La riposte ne s’est pas fait attendre. Hier, c’est à peu près tout ce que la France compte d’acteurs (et pas uniquement au sens cinématographique ou théâtral du terme) impliqués dans le secteur culturel, qui s’est levé d’un bond pour fustiger les propos tenus dans l’International Herald Tribune par José Manuel Barroso, le président de la Commission européenne, contre la notion d’exception culturelle. Critiquant la volonté de la France d’exclure le secteur audiovisuel du mandat de négociations commerciales avec les Etats-Unis, Barroso a taclé une telle attitude : «Cela fait partie de ce programme antimondialisation que je considère comme totalement réactionnaire.»
Cordon. Lors d’un point de presse, un porte-parole de la Commission, Olivier Bailly, a joué comme il a pu les démineurs, affirmant que la remarque de Barroso ne visait pas la France, mais «ceux qui en parallèle ont lancé des attaques personnelles contre le président [Barroso], souvent violentes et injustifiées contre la Commission». Visé par la circonlocution, le cinéaste Costa-Gavras. Lequel, la semaine dernière au Parlement européen, à Strasbourg, qualifiait Barroso d’«homme dangereux pour la culture européenne» – d’autres réalisateurs européens, comme Pedro Almodóvar ou Manoel de Oliveira l’ayant traité dans une lettre ouverte de «cynique, malhonnête et méprisant».

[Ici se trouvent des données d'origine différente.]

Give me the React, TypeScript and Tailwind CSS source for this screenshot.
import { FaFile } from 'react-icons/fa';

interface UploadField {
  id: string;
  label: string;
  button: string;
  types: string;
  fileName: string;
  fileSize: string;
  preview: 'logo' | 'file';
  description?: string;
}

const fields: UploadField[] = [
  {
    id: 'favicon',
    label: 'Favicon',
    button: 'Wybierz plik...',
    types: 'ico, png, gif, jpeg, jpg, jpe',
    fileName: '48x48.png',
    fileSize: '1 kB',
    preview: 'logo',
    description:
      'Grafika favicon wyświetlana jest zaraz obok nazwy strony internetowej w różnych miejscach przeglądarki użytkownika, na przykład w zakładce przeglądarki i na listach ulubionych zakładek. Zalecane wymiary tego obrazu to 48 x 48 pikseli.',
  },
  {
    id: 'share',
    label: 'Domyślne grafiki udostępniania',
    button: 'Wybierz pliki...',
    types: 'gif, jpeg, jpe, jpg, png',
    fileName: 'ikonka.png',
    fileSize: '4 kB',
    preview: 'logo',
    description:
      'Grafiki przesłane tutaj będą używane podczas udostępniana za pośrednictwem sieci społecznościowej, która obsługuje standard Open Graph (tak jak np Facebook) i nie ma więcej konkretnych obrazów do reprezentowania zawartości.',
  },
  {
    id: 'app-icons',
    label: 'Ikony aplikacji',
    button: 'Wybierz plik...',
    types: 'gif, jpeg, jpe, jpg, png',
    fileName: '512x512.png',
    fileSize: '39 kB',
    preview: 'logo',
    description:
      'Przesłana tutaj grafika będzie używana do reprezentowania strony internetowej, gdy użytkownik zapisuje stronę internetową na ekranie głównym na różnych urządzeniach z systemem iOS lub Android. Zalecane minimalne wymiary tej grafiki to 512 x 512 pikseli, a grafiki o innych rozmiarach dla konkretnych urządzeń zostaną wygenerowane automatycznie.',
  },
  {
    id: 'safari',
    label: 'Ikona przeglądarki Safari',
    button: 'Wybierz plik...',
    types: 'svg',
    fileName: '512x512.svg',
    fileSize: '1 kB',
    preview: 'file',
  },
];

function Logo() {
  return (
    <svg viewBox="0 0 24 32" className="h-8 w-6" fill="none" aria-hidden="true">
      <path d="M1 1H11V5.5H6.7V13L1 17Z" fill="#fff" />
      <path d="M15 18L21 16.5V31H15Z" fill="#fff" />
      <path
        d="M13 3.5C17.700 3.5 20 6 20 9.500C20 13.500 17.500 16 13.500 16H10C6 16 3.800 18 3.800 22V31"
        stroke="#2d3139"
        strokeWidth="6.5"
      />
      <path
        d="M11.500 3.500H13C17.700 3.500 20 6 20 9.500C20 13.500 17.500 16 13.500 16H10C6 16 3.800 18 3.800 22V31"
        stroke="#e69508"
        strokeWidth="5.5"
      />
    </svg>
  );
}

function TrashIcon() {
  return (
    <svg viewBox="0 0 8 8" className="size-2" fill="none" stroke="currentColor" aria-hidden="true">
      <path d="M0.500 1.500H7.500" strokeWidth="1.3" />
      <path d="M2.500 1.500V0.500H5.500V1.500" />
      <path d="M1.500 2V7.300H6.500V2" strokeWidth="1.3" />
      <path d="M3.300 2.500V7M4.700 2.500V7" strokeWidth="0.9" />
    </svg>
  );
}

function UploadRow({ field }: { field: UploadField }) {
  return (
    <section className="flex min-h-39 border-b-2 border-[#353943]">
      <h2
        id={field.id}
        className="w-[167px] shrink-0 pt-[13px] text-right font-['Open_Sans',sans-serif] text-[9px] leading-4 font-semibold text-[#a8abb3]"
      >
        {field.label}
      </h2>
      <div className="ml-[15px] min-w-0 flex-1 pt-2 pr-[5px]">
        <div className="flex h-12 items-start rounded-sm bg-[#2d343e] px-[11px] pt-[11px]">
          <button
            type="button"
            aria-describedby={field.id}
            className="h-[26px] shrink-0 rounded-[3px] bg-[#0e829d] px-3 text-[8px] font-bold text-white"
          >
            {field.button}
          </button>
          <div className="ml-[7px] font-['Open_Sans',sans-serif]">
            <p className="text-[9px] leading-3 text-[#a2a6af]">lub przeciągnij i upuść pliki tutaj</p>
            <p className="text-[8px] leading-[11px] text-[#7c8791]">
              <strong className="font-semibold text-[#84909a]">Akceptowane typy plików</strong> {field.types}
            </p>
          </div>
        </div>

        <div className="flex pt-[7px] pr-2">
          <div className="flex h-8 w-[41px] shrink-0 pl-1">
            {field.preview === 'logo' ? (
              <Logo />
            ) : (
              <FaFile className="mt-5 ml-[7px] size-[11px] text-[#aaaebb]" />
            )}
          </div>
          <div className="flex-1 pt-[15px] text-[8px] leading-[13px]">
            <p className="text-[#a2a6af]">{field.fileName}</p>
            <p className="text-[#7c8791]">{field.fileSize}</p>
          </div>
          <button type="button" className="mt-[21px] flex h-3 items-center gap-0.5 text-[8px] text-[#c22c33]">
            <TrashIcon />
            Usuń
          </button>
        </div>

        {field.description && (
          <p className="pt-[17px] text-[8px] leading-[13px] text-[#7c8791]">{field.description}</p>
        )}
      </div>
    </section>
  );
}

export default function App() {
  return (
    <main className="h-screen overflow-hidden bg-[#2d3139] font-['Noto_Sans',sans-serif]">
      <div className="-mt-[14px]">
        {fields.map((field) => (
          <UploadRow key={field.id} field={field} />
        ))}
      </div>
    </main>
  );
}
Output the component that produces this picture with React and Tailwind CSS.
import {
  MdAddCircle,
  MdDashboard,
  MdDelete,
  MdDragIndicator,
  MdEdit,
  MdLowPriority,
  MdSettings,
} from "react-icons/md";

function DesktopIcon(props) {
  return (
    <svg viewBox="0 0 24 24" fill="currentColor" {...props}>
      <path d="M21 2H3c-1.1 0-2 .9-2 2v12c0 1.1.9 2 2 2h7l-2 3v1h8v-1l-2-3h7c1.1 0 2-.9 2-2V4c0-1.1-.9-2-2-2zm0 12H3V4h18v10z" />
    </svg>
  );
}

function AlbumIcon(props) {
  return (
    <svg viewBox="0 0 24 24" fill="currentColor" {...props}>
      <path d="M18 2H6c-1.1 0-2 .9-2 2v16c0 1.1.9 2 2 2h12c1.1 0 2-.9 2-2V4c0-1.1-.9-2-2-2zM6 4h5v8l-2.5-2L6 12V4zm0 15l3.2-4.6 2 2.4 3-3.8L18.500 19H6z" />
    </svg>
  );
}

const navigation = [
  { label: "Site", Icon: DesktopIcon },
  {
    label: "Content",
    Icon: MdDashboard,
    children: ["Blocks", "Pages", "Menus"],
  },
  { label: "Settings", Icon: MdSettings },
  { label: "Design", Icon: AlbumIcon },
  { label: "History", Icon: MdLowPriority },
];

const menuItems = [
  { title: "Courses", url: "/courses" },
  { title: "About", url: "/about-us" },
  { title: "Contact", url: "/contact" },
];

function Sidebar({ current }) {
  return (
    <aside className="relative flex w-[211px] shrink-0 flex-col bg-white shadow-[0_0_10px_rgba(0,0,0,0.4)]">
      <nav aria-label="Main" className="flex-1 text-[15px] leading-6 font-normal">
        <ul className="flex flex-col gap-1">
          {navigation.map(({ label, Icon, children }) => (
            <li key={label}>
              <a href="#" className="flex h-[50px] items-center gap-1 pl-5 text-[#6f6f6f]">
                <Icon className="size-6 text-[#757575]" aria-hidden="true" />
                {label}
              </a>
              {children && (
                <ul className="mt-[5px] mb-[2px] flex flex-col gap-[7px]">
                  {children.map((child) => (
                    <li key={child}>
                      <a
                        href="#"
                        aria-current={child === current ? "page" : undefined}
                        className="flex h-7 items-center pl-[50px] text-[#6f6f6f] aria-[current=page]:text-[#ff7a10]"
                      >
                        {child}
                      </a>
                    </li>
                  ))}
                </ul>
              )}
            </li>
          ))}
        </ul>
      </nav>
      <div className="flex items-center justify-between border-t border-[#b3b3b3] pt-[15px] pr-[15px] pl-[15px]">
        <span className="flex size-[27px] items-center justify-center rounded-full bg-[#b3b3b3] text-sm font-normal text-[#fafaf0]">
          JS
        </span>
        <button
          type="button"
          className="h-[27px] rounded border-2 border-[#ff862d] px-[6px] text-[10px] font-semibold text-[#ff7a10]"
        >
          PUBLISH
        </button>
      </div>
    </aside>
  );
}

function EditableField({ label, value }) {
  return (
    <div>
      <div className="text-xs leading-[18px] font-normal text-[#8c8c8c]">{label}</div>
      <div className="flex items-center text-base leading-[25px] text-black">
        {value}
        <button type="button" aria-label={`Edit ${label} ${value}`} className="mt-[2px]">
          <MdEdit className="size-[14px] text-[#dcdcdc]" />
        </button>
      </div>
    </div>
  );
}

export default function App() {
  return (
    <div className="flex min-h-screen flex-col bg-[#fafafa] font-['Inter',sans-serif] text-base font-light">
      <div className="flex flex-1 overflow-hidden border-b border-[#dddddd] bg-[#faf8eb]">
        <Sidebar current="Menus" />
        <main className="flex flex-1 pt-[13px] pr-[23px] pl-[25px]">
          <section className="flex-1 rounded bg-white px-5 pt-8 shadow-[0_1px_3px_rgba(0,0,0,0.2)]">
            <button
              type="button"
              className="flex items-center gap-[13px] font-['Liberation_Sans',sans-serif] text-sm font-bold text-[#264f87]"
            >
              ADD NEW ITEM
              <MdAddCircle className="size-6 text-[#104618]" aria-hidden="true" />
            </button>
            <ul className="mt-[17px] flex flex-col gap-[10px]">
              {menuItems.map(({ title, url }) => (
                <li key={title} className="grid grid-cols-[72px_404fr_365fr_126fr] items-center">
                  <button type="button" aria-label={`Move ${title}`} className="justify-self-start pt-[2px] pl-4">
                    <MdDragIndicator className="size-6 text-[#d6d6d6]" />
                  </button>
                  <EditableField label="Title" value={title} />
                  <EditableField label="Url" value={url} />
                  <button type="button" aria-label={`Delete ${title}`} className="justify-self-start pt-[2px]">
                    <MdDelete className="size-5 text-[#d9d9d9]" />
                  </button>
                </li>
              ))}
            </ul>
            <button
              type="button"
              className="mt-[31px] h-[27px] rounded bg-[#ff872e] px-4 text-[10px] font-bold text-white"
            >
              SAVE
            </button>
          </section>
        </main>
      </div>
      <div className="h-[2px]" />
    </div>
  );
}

Dans l’entretien publié par le journal américain, Barroso s’est déclaré en substance favorable à la protection de la diversité culturelle, mais sans pour cela mettre un cordon sanitaire autour de l’Europe. Annonçant le barouf, le commissaire européen au Commerce, Karel De Gucht, assurait dimanche, de son côté, que la non-inclusion de la culture dans le champ de la négociation à venir n’était que «provisoire» et réajustable.
Un véritable départ de feu qui a donc fait sortir de toutes parts – droite et gauche confondues – les lances à incendie. Offusquée, la Société française des auteurs et compositeurs dramatiques (SACD) s’est étonnée qu’«un président de la Commission européenne puisse se permettre d’utiliser le qualificatif de « réactionnaire » à l’égard d’un Etat membre de l’Union», regrettant d’autant plus cet égarement coupable que cette critique «vaut également pour le Parlement européen qui a voté, le 23 mai, une résolution à une majorité des deux tiers pour demander le respect de l’exception culturelle».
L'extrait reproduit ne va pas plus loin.